In the mid 1970s, the activities associated with the impending impeachment and resignation of President Richard Nixon severely undermined the public's confidence in its leaders. In part, the congressional response was to create internal agency "watchdogs" known as "inspectors general." In part, an inspector general provides independent and objective audits of programs and operations of the agency in, or to, which he or she is appointed; makes recommendations on policies for activities designed to promote economy, efficiency and effectiveness of that agency's programs and operations; and prevents and detects fraud and abuse in such programs and operations. However, there was also a recognition that the mere enforcement of laws governing institutional and employee conduct were not enough. Preventative measures were also necessary. In 1978, at the same time the Inspector General Act was passed, Congress passed the Ethics in Government Act that created the Office of Government Ethics (OGE). Unlike many government agencies throughout the world that are tasked with dealing with conflicts of interest and ethics, OGE was not intended to be, and is not, an enforcement agency with regard to individual conduct. Rather, OGE is responsible for a prevention program (public financial disclosure, counseling and education) and for establishing ethics policy for the entire executive branch. Investigation and enforcement are carried out by other agencies within the branch, such as the agency inspectors general and the Department of Justice. In this way, OGE does not perform both the roles of "counselor" and "cop."

In the legislative branch of government the Constitution makes each chamber -- the Senate or the House of Representatives -- responsible for determining the qualifications and setting the behavior standards of its own members. Each now has a specific "ethics" committee made up of its own members, and each has established its own rules of conduct that supplement the criminal statutes. These committees provide advice to their fellow members of Congress, receive complaints and, if necessary, make sanction recommendations to their respective Houses. Even though elected, a member of the House or Senate may be expelled by the rest of the members for misconduct.

The judicial branch has established codes of conduct for federal judges and other employees of the branch and has committees that provide advice with regard to those codes. It also has an established procedure for hearing complaints against federal judges. For serious misconduct, federal judges may be removed after the House of Representatives has convicted and the Senate has impeached them. Impeached federal judges are prosecuted by the Department of Justice for criminal violations. For less serious misconduct, other sanctions, such as private or public reprimand or a change in the assignment of cases, may be imposed.

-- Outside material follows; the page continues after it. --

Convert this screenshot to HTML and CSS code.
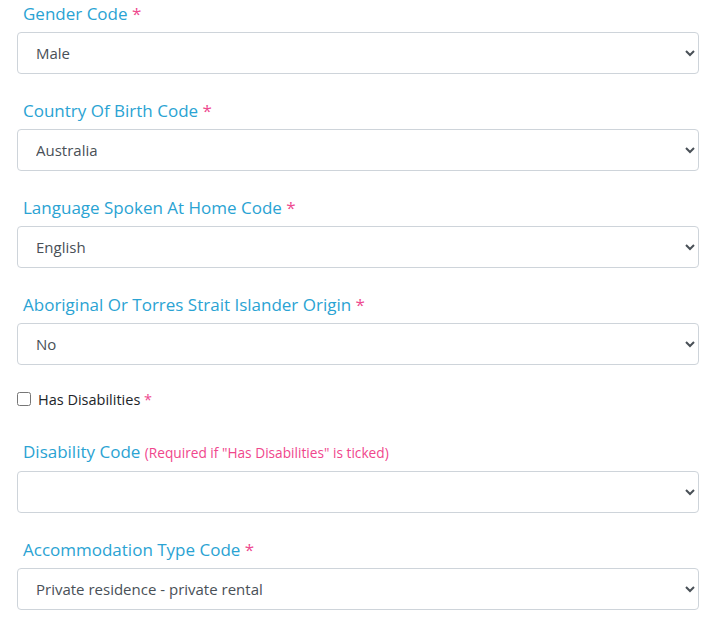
FILE: index.html
```html
<!DOCTYPE html>
<html>
<head>
<meta charset="utf-8">
<link rel="stylesheet" href="styles.css">
</head>
<body>
  <form class="form">
    <div class="form__group">
      <label class="form__label">Gender Code <span class="form__req">*</span></label>
      <select class="form__control">
        <option>Male</option>
        <option>Female</option>
      </select>
    </div>
    <div class="form__group">
      <label class="form__label">Country Of Birth Code <span class="form__req">*</span></label>
      <select class="form__control">
        <option>Australia</option>
      </select>
    </div>
    <div class="form__group">
      <label class="form__label">Language Spoken At Home Code <span class="form__req">*</span></label>
      <select class="form__control">
        <option>English</option>
      </select>
    </div>
    <div class="form__group">
      <label class="form__label">Aboriginal Or Torres Strait Islander Origin <span class="form__req">*</span></label>
      <select class="form__control">
        <option>No</option>
        <option>Yes</option>
      </select>
    </div>
    <div class="form__check">
      <input type="checkbox" class="form__checkbox" id="has-disabilities">
      <label class="form__check-label" for="has-disabilities">Has Disabilities <span class="form__req">*</span></label>
    </div>
    <div class="form__group">
      <label class="form__label">Disability Code <span class="form__hint">(Required if "Has Disabilities" is ticked)</span></label>
      <select class="form__control">
        <option></option>
      </select>
    </div>
    <div class="form__group">
      <label class="form__label">Accommodation Type Code <span class="form__req">*</span></label>
      <select class="form__control">
        <option>Private residence - private rental</option>
      </select>
    </div>
  </form>
</body>
</html>
```
FILE: styles.css
```css
body {
    margin: 0;
    background: #fff;
    font-family: "Open Sans", "Noto Sans", sans-serif;
}
.form {
    padding: 0 20px 0 17px;
}
.form__group {
    margin-bottom: 23px;
}
.form__label {
    display: block;
    padding-left: 6px;
    font-size: 17px;
    line-height: 28px;
    color: #2aa3d3;
}
.form__req {
    color: #ee4a8f;
}
.form__hint {
    font-size: 13.7px;
    color: #f0468c;
}
.form__control {
    display: block;
    width: 100%;
    height: 42px;
    margin-top: 4px;
    padding: 0 14px;
    border: 1px solid #ced4da;
    border-radius: 4px;
    background: #fff;
    font-family: inherit;
    font-size: 15px;
    color: #495057;
}
.form__check {
    display: flex;
    align-items: center;
    height: 22px;
    margin-bottom: 28px;
}
.form__checkbox {
    width: 14px;
    height: 14px;
    margin: 0 7px 0 0;
}
.form__check-label {
    font-size: 14.5px;
    color: #212529;
}
```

Criminal Conflicts of Interest

In general, the criminal conflict of interest statutes prohibit officers and employees from all three branches from accepting bribes or gratuities, from acting as the representative of private individuals in matters before the government, and from sharing in a claim against the government. Executive branch officials are prohibited from acting in any government matter in which they, a spouse or child or certain types of organizations with which they have a fiduciary or employment relationship, has a financial interest. They also are prohibited from accepting from private sources payment of or a supplementation of salary as compensation for their government services. Finally, former officers and employees of the executive and legislative branches are restricted for certain periods of time after leaving government service from representing others to or before the government on certain types of matters. The criminal statutes have a maximum penalty of a $250,000 fine and/or five years in jail, but violations may also be charged as civil offenses.

Financial Disclosure

High-level government officials of all three branches are required to file financial disclosure reports that are available upon request to anyone in the world. These reports are required upon entry into federal service or when becoming a candidate for such a position, annually and at the termination of federal service. In this way, the public has an opportunity to judge whether an official may be or has been impartial, has engaged in some conflict of interest or is being truthful about his or her financial holdings and obligations. In general, these reports require the disclosure of most assets and sources of income; liabilities; gifts; fiduciary or employment positions held; continuing arrangements with former employers; purchases, sales and exchanges of certain assets; and, for first-time filers, the names of their major clients if they had been engaged in providing services for a fee prior to government employment. Mid-level government officials in the executive branch file a more limited financial disclosure report with their employing agencies that is not disclosed to the public.

Financial disclosure by federal officers and employees provides the government with one of its best prevention tools. Reviewing the reports provides the government with an opportunity to anticipate potential conflicts between the employee's financial interests and activities and his or her duties. Agencies can then change the duties of employees or counsel them with regard to the measures that must be taken in order to avoid actual conflicts. Such actions can include recusal [abstaining from decisions involving possible conflict of interest], divestiture, resignation from private positions or employment or the establishment of a blind trust. Of course, the reports can also be used for enforcement purposes if information on the report discloses a violation of some statute or if the individual filer is found to have filed a false report. The U.S. financial disclosure system, however, is not designed to detect illicit enrichment; it does not require disclosure of net worth.

Codes of Conduct

The range of activities covered by all three branches' codes of conduct can include restrictions on the acceptance and solicitation of gifts from sources outside the government as well as from other employees; employment and other activities outside the government; conflicting financial interests; partiality in performing official duties; seeking other employment; and misuse of position (i.e., using public office for private gain, misuse of nonpublic information, misuse of government property and misuse of official time.) The executive branch code of conduct governs all career and political appointees in the branch. To the extent that the standards are not the same, the code is more stringent for the highest levels of employees. Penalties in the executive branch for violating these standards range from reprimand to dismissal, and when a career civil servant is involved, those sanctions must be carried out using the standard civil service administrative procedures.

Conclusion

Beginning with the Constitution itself, the United States has developed an interdependent system of laws and regulations that promote and require integrity and ethics. This system is designed to promote institutional integrity through the establishment of consistent, fair and public procedures for carrying out the business of government and to promote individual employee integrity through the establishment of fair, consistent and enforceable standards of ethical conduct. It is a system that has evolved over time and must and will need to continue to adapt to new challenges, such as the changing role and scope of government itself and the effect and sometimes stress of new technologies on government processes.